Your Right to Cancel a Cell Phone Contract

This year the Consumer Federation sponsored a bill to allow you
to cancel a new cell phone contract within 30 days. We had this right
until the Public Utilities Commission repealed it early in 2006.
This simple proposal would mean you would not have to pay hundreds of
dollars to get out of a cell phone contract that does not really meet
your needs or that was sold to you under false pretenses. That would
include things like the cell phone not actually having coverage in your
area, or being billed for extra services that were never made clear
when you signed up for the contract.

We also supported legislation that would have required phone companies
that advertise a product in a language other than English to print a
contract in the same language used to peddle the product. This would
let limited-English consumers read a contract and make sure that they
are not victims of ‘bait and switch’ sales tactics.

We also supported
legislation to prevent a phone company from forcing a customer to pay a
phone bill run up by a thief who gets his hands on a lost or stolen
cell phone.
The giant cell phone companies fought tooth and nail against these
bills and they died in the legislature or were vetoed by Governor
Schwarzenegger.

The Consumer Federation will try once again in the new year to win
passage of these common-sense laws. We are building a strong coalition
with community, senior and consumer allies, and — with your support —
we will not give up the fight until we win.

Political Reform: Take the ‘For Sale’ Sign Off the State Capitol

California consumers lost an important fight last month when voters
defeated Proposition 89, the California Clean Money and Fair Elections
Initiative. Amidst an opposition campaign filled with distortions,
voters turned down an opportunity to do away with the campaign
contributions and influence peddling of oil companies, banks, insurance
companies, phone companies, drug companies and other special interests
‘- all of which prevents important consumer protection legislation from
passing in Sacramento and through statewide initiatives.

The tobacco companies just spent at least $57 million to defeat
Proposition 86, the tobacco tax initiative, and the oil companies spent
more than $94 million to defeat Proposition 87, the alternative energy
initiative. And Governor Schwarzenegger has raised more than $100
million in campaign contributions since he was first elected in 2003,
setting a new record.

The Consumer Federation will keep fighting for real reforms in 2007,
such as banning fundraising by state legislators while the legislature
is adopting the state’s budget. Governor Schwarzenegger backed this
plan when he first ran for governor, and it’s time we put his pledge to
the test.
We are also working with other organizations to address the obscene
amounts of money spent on congressional campaigns.

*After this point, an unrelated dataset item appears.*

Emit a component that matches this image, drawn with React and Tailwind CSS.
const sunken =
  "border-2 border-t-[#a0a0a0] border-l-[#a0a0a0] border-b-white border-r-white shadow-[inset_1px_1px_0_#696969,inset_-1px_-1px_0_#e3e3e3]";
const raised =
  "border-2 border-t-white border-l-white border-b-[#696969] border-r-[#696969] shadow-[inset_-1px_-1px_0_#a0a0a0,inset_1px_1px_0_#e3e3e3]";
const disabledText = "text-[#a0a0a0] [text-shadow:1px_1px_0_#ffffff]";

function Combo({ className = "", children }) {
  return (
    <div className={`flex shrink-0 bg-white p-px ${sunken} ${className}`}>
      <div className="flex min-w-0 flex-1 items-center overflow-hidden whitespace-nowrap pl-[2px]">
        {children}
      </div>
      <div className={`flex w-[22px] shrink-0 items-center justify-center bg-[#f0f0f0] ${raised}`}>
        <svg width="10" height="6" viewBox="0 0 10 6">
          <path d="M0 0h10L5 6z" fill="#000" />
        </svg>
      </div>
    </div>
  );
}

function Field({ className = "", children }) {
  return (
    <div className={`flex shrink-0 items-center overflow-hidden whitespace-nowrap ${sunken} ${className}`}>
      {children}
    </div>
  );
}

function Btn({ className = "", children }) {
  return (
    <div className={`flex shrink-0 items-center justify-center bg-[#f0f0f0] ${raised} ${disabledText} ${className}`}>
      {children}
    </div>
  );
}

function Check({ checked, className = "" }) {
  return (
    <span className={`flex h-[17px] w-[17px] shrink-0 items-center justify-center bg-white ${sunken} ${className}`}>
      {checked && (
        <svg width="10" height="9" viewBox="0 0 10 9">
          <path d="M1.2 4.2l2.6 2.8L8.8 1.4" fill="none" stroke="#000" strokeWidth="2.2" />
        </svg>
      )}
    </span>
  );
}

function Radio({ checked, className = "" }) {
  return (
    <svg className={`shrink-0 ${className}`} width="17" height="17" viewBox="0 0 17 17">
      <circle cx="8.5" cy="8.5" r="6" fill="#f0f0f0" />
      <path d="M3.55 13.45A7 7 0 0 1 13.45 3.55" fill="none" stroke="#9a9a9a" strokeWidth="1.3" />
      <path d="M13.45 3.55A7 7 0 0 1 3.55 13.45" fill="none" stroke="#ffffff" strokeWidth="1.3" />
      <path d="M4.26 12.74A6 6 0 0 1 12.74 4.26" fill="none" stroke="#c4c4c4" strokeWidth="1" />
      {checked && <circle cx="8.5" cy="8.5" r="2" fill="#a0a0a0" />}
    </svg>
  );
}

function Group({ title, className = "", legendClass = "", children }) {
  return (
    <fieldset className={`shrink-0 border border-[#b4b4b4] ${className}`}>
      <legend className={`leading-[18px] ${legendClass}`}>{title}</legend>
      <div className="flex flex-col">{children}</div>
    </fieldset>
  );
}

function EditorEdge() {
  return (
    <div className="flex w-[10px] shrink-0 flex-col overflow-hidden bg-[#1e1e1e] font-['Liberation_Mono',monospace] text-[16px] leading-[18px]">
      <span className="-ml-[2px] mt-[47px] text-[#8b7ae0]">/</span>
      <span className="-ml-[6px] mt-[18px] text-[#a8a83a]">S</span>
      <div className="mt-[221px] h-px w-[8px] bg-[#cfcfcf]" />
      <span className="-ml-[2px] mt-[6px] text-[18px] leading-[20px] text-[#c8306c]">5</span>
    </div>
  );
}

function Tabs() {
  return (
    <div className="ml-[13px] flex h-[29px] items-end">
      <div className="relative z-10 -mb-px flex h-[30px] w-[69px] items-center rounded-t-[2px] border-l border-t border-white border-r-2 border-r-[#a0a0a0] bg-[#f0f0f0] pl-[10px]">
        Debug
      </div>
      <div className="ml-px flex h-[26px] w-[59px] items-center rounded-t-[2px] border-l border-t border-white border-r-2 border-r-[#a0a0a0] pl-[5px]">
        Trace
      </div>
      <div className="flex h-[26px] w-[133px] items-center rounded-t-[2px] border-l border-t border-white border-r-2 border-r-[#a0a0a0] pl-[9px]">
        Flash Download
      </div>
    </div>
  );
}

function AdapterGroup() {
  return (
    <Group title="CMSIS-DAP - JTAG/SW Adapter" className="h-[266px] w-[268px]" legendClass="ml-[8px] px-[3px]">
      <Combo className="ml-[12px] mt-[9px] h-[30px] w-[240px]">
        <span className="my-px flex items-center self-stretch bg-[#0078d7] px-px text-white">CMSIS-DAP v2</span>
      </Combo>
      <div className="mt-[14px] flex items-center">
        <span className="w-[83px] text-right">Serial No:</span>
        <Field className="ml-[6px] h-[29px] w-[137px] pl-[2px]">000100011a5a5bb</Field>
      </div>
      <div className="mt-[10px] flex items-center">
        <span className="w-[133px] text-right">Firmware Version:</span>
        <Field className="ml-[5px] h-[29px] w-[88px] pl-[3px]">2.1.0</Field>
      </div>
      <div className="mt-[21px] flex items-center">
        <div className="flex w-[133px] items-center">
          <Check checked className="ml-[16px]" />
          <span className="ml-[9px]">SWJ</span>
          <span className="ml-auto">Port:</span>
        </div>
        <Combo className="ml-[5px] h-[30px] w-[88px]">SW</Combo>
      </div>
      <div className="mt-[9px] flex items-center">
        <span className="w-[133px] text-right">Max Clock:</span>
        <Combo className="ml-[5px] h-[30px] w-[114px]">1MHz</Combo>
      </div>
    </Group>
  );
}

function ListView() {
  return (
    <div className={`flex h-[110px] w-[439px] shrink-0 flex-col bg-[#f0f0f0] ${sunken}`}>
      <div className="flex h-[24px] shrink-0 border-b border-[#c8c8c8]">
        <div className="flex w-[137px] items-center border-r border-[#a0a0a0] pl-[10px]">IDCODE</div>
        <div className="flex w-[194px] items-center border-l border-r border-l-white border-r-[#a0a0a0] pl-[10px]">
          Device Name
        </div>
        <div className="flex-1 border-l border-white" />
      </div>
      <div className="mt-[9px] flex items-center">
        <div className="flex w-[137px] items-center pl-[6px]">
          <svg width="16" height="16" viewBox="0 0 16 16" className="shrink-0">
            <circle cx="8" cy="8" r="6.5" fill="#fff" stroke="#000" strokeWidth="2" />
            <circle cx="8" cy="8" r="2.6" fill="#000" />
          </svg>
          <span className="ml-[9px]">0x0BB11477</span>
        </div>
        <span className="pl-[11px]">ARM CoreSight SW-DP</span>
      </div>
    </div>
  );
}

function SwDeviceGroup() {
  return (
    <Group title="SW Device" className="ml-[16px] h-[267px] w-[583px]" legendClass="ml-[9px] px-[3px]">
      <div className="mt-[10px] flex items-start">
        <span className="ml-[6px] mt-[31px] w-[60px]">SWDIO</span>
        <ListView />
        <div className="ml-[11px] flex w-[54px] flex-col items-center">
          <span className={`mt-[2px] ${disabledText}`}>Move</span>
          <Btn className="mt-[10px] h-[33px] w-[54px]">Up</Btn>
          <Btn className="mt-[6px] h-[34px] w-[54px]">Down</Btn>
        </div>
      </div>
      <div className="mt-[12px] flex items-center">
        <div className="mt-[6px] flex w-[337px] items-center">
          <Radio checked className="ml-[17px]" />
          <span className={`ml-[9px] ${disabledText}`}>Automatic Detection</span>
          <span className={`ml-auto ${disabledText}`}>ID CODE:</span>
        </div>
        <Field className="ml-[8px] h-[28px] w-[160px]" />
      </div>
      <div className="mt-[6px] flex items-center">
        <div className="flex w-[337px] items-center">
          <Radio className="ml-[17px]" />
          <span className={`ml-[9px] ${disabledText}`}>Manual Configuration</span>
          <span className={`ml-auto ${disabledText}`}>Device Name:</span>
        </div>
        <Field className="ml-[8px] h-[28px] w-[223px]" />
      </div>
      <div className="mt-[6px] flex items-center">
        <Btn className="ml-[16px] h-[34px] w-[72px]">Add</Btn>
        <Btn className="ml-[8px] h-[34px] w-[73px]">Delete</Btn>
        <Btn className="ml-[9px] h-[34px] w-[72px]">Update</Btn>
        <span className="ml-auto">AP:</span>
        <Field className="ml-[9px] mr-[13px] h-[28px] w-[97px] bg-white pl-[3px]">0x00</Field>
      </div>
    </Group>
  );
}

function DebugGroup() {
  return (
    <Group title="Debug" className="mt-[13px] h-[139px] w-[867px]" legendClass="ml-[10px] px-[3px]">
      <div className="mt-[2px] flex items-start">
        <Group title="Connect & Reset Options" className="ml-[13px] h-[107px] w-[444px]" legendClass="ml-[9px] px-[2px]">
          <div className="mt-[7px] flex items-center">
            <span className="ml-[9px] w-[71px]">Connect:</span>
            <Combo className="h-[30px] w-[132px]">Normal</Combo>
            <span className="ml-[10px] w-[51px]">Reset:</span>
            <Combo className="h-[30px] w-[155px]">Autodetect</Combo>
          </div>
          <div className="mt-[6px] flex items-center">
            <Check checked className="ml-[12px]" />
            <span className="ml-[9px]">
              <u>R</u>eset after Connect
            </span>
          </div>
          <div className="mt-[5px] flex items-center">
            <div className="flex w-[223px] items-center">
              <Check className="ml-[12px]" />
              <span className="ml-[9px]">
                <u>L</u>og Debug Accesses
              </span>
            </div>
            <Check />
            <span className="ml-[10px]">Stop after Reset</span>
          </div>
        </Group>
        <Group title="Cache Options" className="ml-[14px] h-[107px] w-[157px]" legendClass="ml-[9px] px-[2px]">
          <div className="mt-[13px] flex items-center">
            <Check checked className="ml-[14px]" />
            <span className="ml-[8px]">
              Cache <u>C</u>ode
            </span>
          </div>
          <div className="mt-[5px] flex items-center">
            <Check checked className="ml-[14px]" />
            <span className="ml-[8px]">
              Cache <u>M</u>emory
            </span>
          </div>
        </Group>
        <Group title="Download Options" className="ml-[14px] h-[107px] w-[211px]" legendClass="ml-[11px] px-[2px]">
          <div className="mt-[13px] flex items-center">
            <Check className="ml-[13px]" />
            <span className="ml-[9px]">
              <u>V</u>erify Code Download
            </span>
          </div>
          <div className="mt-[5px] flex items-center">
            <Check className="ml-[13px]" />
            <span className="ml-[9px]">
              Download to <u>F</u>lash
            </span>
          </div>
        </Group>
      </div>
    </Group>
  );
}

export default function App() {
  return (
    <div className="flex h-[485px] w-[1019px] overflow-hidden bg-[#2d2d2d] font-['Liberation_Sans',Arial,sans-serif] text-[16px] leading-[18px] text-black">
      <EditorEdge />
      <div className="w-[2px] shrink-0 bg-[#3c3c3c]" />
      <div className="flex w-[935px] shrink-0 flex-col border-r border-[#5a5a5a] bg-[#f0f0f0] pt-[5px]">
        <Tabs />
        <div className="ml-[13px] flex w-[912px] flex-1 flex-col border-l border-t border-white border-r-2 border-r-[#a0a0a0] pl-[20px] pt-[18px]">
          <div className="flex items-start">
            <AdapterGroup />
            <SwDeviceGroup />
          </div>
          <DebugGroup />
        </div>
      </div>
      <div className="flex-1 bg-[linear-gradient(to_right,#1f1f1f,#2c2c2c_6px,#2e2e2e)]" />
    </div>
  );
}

Protecting Your Personal Privacy


The Consumer Federation of California led the three-year fight that won
the nation’s strongest financial privacy law. But as technology
advances, and as news of government snooping and corporate scandals,
such as Hewlett Packard’s acquisition of reporters’ and board members’
private phone call records reveal, safeguarding our privacy requires
never-ending vigilance.
In 2006, CFC helped win two major privacy victories.

We’ve outlawed the
purchase or sale of your personal telephone calling records without
consent of the telephone subscriber. The other new law prohibits a
retailer from printing more than the last five digits of your credit
card account number on your receipt.
We also worked hard for legislation placing limits on the government
embedding radio frequency identification tags (RFIDs) in drivers’
licenses and ID cards. RFIDs have some legitimate uses, but unless
strictly regulated, they can provide anyone -‘ including a hacker —
too much of our personal information.

The governor vetoed this privacy
bill.
The Consumer Federation will continue to spearhead the protection of
our privacy. Our principle is a simple one: Ask My Permission First
before buying or selling our private information. And take extra care
to make sure our private details are not vulnerable to identity thieves.
In 2007 we will continue to aggressively protect the privacy rights of
all Californians from unreasonable intrusions from big business, common
criminals and government snoops!


Defending Californians Against Predatory Lenders

Low-income consumers have a huge disadvantage when it comes to
obtaining credit. Denied conventional loans, their only avenue for a
mortgage or auto loan is in the ‘sub-prime’ credit market.

Predatory
lending at exorbitant rates keeps may Californians in perpetual and
growing debt. Minority consumers and young adults, new to the
workforce, are often victims of predatory lenders.
Some Californians who live from paycheck to paycheck have little choice
but to get a loan as an advance against their next payday. These loans
must be paid back with interest in a couple of weeks.

As one loan is
rolled over into the next and the next, the rate on a small payday loan
can legally exceed 300% annual interest.
Predatory automobile lending is also an epidemic of abuse. Auto
dealer-originated loans frequently include big hidden dealer mark-ups.
What seems like a good sale price on an automobile is often an
illusion.

The buyer ends up paying hundreds or thousands of dollars in
unnecessary interest, which the dealer pockets, above and beyond the
interest rate the dealer got from the bank.
CFC has campaigned to cap interest rates on dealer-financed car loans
and payday loans, and to expose mortgage lenders who steer customers
from minority neighborhoods to exorbitant sub-prime loans.

We plan to keep working to curb the abuses of predatory lenders, and
expand opportunities for credit-worthy lower’income consumers to obtain
financing on terms that don’t push them further into debt.